Monday, February 11, 2019

All That Heaven Allows

Douglas Sirk was one of the great comedy directors of the 1950s. Recently, I had the chance to rewatch his 1955 movie All That Heaven Allows.

Jane Wyman plays Cary Scott, a widow with two college-aged children who was obviously left financially secure when her husband died, as she's still able to live in their big house, and have her best friend Sara (Agnes Moorehead) invite her out to the country club for parties. That, and have the landscaper her husband always hired, Ron Kirby (Rock Hudson) show up unannounced to prune the trees. One day when Sara can't stay for lunch, Cary asks Ron if he'd like anything.

The two run into each other a few more times on a professional basis, until one day when Ron lets on that he's looking to sell the old family business and go into tree farming that supplies nurseries like his with their trees. So the two go out to his place in the country, and meet some other similarly bohemian people who have decided to drop out of the rat race and take on jobs they have a passion for. As you can probably guess, Cary and Ron begin to fall in love.

However, Cary was from a nice upper-middle-class family, while Ron's background is decidedly working class. What are people going to say about this? And God knows people are going to say something about it, because there's a notorious gossip in town in the form of Mona (Jacqueline de Wit. She sees Ron and Cary return after one of their trysts in the country, and starts spreading rumors. When Cary decides to introduce Ron to the country club set, everybody treats him like dirt, almost one-upping each other to see who can treat him the worst. And Cary's kids can't understand why she'd be in love with a working-class guy. It goes on like this.
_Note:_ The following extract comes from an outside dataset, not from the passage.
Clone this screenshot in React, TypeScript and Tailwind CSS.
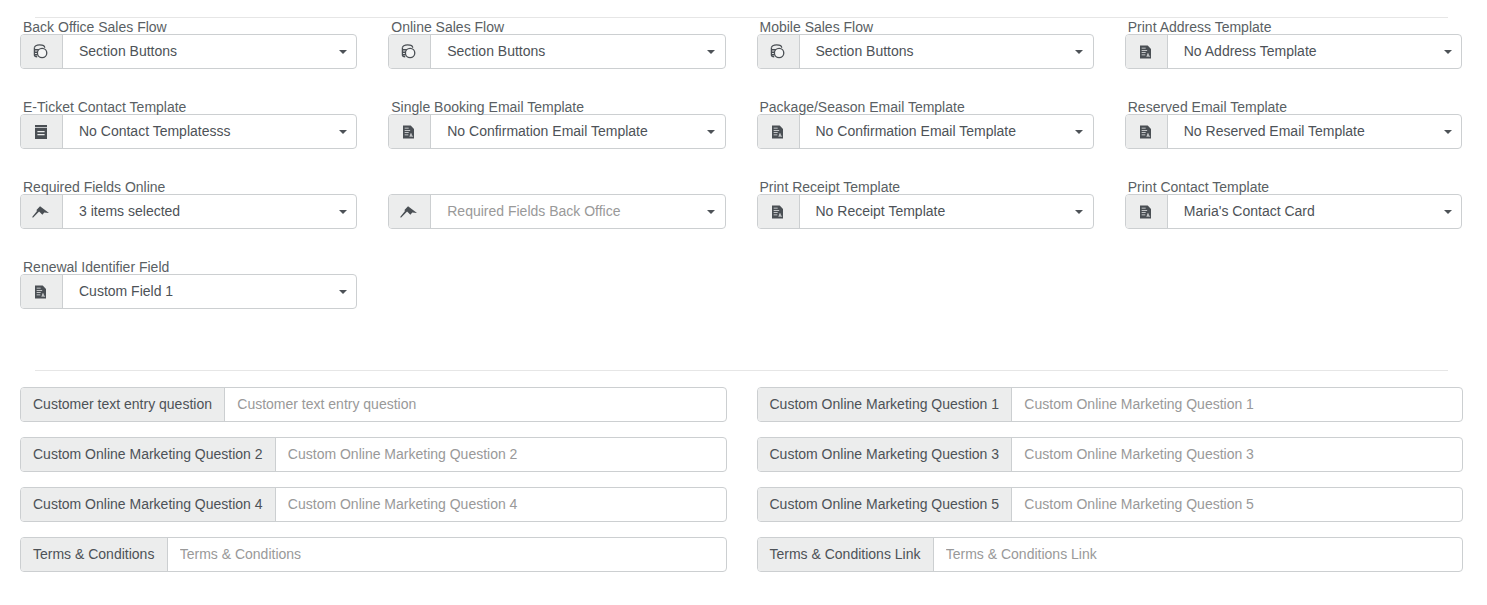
import React from "react";

type IconName = "coins" | "book" | "pin" | "doc";

const Icon = ({ name }: { name: IconName }) => {
  if (name === "coins") {
    return (
      <svg width="15" height="15" viewBox="0 0 16 16" fill="none" stroke="#4a4f54" strokeWidth="1.4">
        <path d="M1.5 4C1.5 2.2 3.6 1 7 1s5.5 1.2 5.5 3" />
        <path d="M1.5 4v7.6c0 1 1.2 1.8 3 2" />
        <path d="M1.5 6.2h5M1.5 8.8h3.4M1.5 11.4h3.2" strokeWidth="1.6" />
        <circle cx="9.7" cy="9.6" r="5" fill="#f4f5f5" />
      </svg>
    );
  }
  if (name === "book") {
    return (
      <svg width="12" height="14" viewBox="0 0 12 14" fill="#4a4f54">
        <path d="M0 0h12v14H0z" />
        <path d="M0 2h12v.8H0zM2.4 6h7.2v1.3H2.4zM2.4 9h7.2v1.3H2.4z" fill="#eceded" />
      </svg>
    );
  }
  if (name === "pin") {
    return (
      <svg width="17" height="12" viewBox="0 0 18 12" fill="#4a4f54">
        <path d="M8.5 0L18 7l-5-.5L11 9 7.5 5.5 1 12l-.8-.7L5.5 4.6l-1-.4z" />
      </svg>
    );
  }
  return (
    <svg width="11" height="14" viewBox="0 0 12 14" fill="#4a4f54">
      <path d="M0 0h8.4L12 3.6V14H0z" />
      <path d="M1.8 2.4h4.4v.9H1.8zM1.8 4.8h6v.9h-6zM1.8 7.2h4.4v.9H1.8zM1.8 9.6h4v.9h-4zM8 8.6h1.4v2.4H11v.8H7v-.8h1z" fill="#eceded" />
    </svg>
  );
};

const selects: { label: string; value: string; icon: IconName; muted?: boolean }[] = [
  { label: "Back Office Sales Flow", value: "Section Buttons", icon: "coins" },
  { label: "Online Sales Flow", value: "Section Buttons", icon: "coins" },
  { label: "Mobile Sales Flow", value: "Section Buttons", icon: "coins" },
  { label: "Print Address Template", value: "No Address Template", icon: "doc" },
  { label: "E-Ticket Contact Template", value: "No Contact Templatesss", icon: "book" },
  { label: "Single Booking Email Template", value: "No Confirmation Email Template", icon: "doc" },
  { label: "Package/Season Email Template", value: "No Confirmation Email Template", icon: "doc" },
  { label: "Reserved Email Template", value: "No Reserved Email Template", icon: "doc" },
  { label: "Required Fields Online", value: "3 items selected", icon: "pin" },
  { label: "", value: "Required Fields Back Office", icon: "pin", muted: true },
  { label: "Print Receipt Template", value: "No Receipt Template", icon: "doc" },
  { label: "Print Contact Template", value: "Maria's Contact Card", icon: "doc" },
  { label: "Renewal Identifier Field", value: "Custom Field 1", icon: "doc" },
];

const questions = [
  "Customer text entry question",
  "Custom Online Marketing Question 1",
  "Custom Online Marketing Question 2",
  "Custom Online Marketing Question 3",
  "Custom Online Marketing Question 4",
  "Custom Online Marketing Question 5",
  "Terms & Conditions",
  "Terms & Conditions Link",
];

const App = () => {
  return (
    <div className="min-h-[605px] bg-white pt-[17px] pb-[33px] pl-[20px] pr-[24px] font-['Liberation_Sans',Arial,sans-serif] text-[14px] text-[#4d5257]">
      <hr className="mx-[15px] mb-[2px] border-t border-[#e6e6e6]" />

      <div className="mr-[1px] grid grid-cols-4 gap-x-[31px] gap-y-[31px]">
        {selects.map((s, ind) => (
          <div key={ind}>
            <div className="h-[14px] pl-[3px] leading-[14px] text-[#5a5f64]">{s.label}</div>
            <div className="flex h-[35px] rounded-[4px] border border-[#cccfd1]">
              <div className="flex w-[42px] shrink-0 items-center justify-center rounded-l-[3px] border-r border-[#cccfd1] bg-[#eceded] pr-[2px]">
                <Icon name={s.icon} />
              </div>
              <div className="flex min-w-0 flex-1 items-center justify-between pl-[16px] pr-[9.5px]">
                <span className={s.muted ? "text-[#999999]" : "text-[#4d5257]"}>{s.value}</span>
                <span className="h-0 w-0 border-x-[4px] border-t-[4px] border-x-transparent border-t-[#4d5257]" />
              </div>
            </div>
          </div>
        ))}
      </div>

      <hr className="mx-[15px] mt-[61px] mb-[16px] border-t border-[#e6e6e6]" />

      <div className="grid grid-cols-2 gap-x-[30px] gap-y-[15px]">
        {questions.map((q) => (
          <div key={q} className="flex h-[35px] rounded-[4px] border border-[#cccfd1]">
            <div className="flex shrink-0 items-center rounded-l-[3px] border-r border-[#cccfd1] bg-[#eceded] pl-[12px] pr-[12.3px] whitespace-nowrap">
              {q}
            </div>
            <input
              placeholder={q}
              className="min-w-0 flex-1 rounded-r-[3px] px-[12px] outline-none placeholder:text-[#999999]"
            />
          </div>
        ))}
      </div>
    </div>
  );
};

export default App;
All That Heaven Allows was conceived as a melodrama and social commentary, but as with a lot of Douglas Sirk's works, it works better if you look at it as a comedy. Everything is over the top, starting with the aforementioned reactions of Cary's friends. Then there's the score, which swells up constantly, using over-obvious cues to try to elicit certain emotions. And then there's the foreshadowing, notably involving a Wedgwood teapot and talk about a television set, which is handled in a heavy-handed manner. Finally, there's the set design, which is noticeable in the form of Cary's daughter's bedroom which has an impractical round window that lets in a spectrum of light rather than the practical white light that you'd need to actually do anything in the room.

Wyman and Hudson try hard but are brought low by the script. Poor Rock Hudson in particular, when you start thinking about some of the lines in terms of the fact that he'd come out at the end of his life as a homosexual. At one point, he tells Cary that his bohemian friend had to learn to be a man, to which Cary replies, "And you want me to be a man?"

It's funny to read the reviews which praise All That Heaven Allows pretty much solely for having the virtuous views of criticizing 1950s middle-class America. Almost as funny as the movie itself. But watch and judge for yourself.